Plaintiffs cannot bring a claim for damages for a breach of fundamental rights against an airline if that breach arose in the course of international travel. Simply put, international flying is a “no-rights zone” between embarkation and debarkation.
In Thibodeau v Air Canada, 2014 SCC 67, the Supreme Court of Canada clarified that the Montreal Convention – adopted by Parliament through the Carriage by Air Act – only allows claims against airlines for: (i) death or bodily injury, (ii) destruction, damage or loss of baggage and cargo and (iii) delay.
The case garnered significant press coverage as a dispute over a 7-Up order (French-language Crusader Pops Air Canada for $12,000). But the issue was whether the Official Languages Act, a legislation of quasi-constitutional status, could provide the Thibodeaus a remedy for Air Canada’s failure to provide services in French on three separate flights between Canada and the United States.

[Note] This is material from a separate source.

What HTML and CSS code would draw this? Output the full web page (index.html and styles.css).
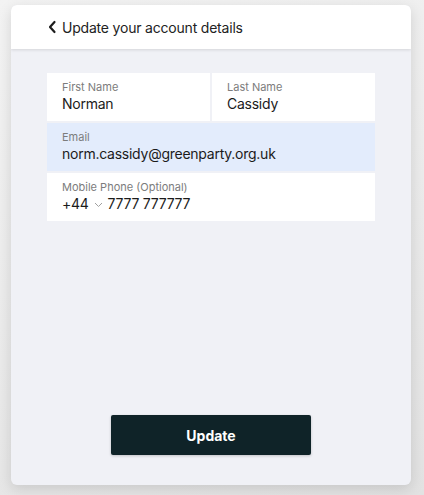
FILE: index.html
```html
<!DOCTYPE html>
<html lang="en">
<head>
    <meta charset="UTF-8">
    <meta name="viewport" content="width=device-width, initial-scale=1.0">
    <title>Update your account details</title>
    <link rel="stylesheet" href="styles.css">
</head>
<body>
    <div class="card">
        <div class="header">
            <svg class="back" width="9" height="14" viewBox="0 0 9 14">
                <polyline points="6.5,2 2,7 6.5,12" fill="none" stroke="#1d1d1d" stroke-width="2.2" stroke-linecap="round" stroke-linejoin="round"/>
            </svg>
            <span class="title">Update your account details</span>
        </div>
        <div class="content">
            <div class="fields">
                <div class="field">
                    <div class="label">First Name</div>
                    <div class="value">Norman</div>
                </div>
                <div class="field">
                    <div class="label">Last Name</div>
                    <div class="value">Cassidy</div>
                </div>
                <div class="field wide focused">
                    <div class="label">Email</div>
                    <div class="value">norm.cassidy@greenparty.org.uk</div>
                </div>
                <div class="field wide">
                    <div class="label">Mobile Phone (Optional)</div>
                    <div class="value phone">
                        <span>+44</span>
                        <svg class="caret" width="9" height="6" viewBox="0 0 9 6">
                            <polyline points="1,1 4.5,4.5 8,1" fill="none" stroke="#a0a0a0" stroke-width="1"/>
                        </svg>
                        <span>7777 777777</span>
                    </div>
                </div>
            </div>
            <button class="update">Update</button>
        </div>
    </div>
</body>
</html>
```

FILE: styles.css
```css
body {
    margin: 0;
    padding: 5px 13px 0 11px;
    height: 495px;
    box-sizing: border-box;
    overflow: hidden;
    font-family: Inter, "Liberation Sans", sans-serif;
    background-color: #ebebeb;
    background-image: linear-gradient(160deg, #f3f3f3 0%, #ececec 45%, #e2e2e2 100%);
}

.card {
    width: 400px;
    height: 480px;
    border-radius: 6px;
    background-color: #f0f1f6;
    box-shadow: 0 4px 14px rgba(0, 0, 0, 0.13);
    display: flex;
    flex-direction: column;
    overflow: hidden;
}

.header {
    height: 44px;
    background-color: #fff;
    display: flex;
    align-items: center;
    padding-left: 37px;
    box-shadow: 0 1px 3px rgba(0, 0, 0, 0.12);
    position: relative;
}

.back {
    margin-right: 5px;
}

.title {
    font-size: 14px;
    letter-spacing: -0.2px;
    color: #222;
}

.content {
    flex: 1;
    display: flex;
    flex-direction: column;
    align-items: center;
    padding: 24px 36px 30px;
}

.fields {
    width: 100%;
    display: grid;
    grid-template-columns: 1fr 1fr;
    gap: 2px;
}

.field {
    height: 48px;
    box-sizing: border-box;
    padding: 7px 15px 0;
    background-color: #fff;
}

.wide {
    grid-column: span 2;
}

.focused {
    background-color: #e3ecfc;
}

.label {
    font-size: 11px;
    line-height: 14px;
    color: #7c7c7c;
}

.value {
    font-size: 14px;
    line-height: 19px;
    letter-spacing: -0.25px;
    color: #1b1b1b;
}

.phone {
    display: flex;
    align-items: center;
}

.caret {
    margin: 2px 5px 0 5px;
}

.update {
    margin-top: auto;
    width: 200px;
    height: 40px;
    border: none;
    border-radius: 2px;
    background-color: #0f2328;
    color: #fff;
    font-family: Inter, "Liberation Sans", sans-serif;
    font-size: 14px;
    font-weight: 700;
    box-shadow: 0 1px 3px rgba(0, 0, 0, 0.2);
}
```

Writing for the majority, Justice Cromwell held that the Montreal Convention has three purposes: (1) to create uniform rules for claims arising in international air transportation; (2) to limit the liability of such carriers; and (3) to balance that goal with the interests of passengers and others seeking a remedy.
Relying on the jurisprudence of foreign courts, he found that an “exclusivity principle” applied, allowing only the types of actions specifically provided for in the Convention. He further approvingly cited a decision of Judge Sotomayor (as she then was) of the United States Court of Appeals for the Ninth Circuit, in which a plaintiff alleged that he was racially discriminated against because he was bumped from an overbooked flight. The court held that civil rights claims could not be brought under the exclusivity regime of the Warsaw Convention (the predecessor to the Montreal Convention). Finally, Cromwell J. found no conflict between the Official Languages Act and the Carriage by Air Act and so refused to determine whether one should prevail over the other.
In dissent, Justices Abella and Wagner focused on the Convention’s history and wording to conclude that the drafters did not contemplate a universal principle of exclusivity. They also held that the Convention “should be interpreted in a way that is respectful of the protections given to fundamental rights”.
The impact of this decision is far-reaching. First, it forecloses claims for damages resulting from human rights and language rights violations during international travel. Second, it prevents other various statutory and common law claims (and class proceedings brought pursuant to those causes of action) against international carriers if these claims do not relate to a type of damage in the Convention.
However, the Court left open the possibility that a non-damages remedy, such as a structural order, could still be imposed on international carriers. While both the majority and the minority set aside the structural order imposed at first instance because it was not justified in the circumstances, the Court did not state that the exclusivity principle prevents such an order.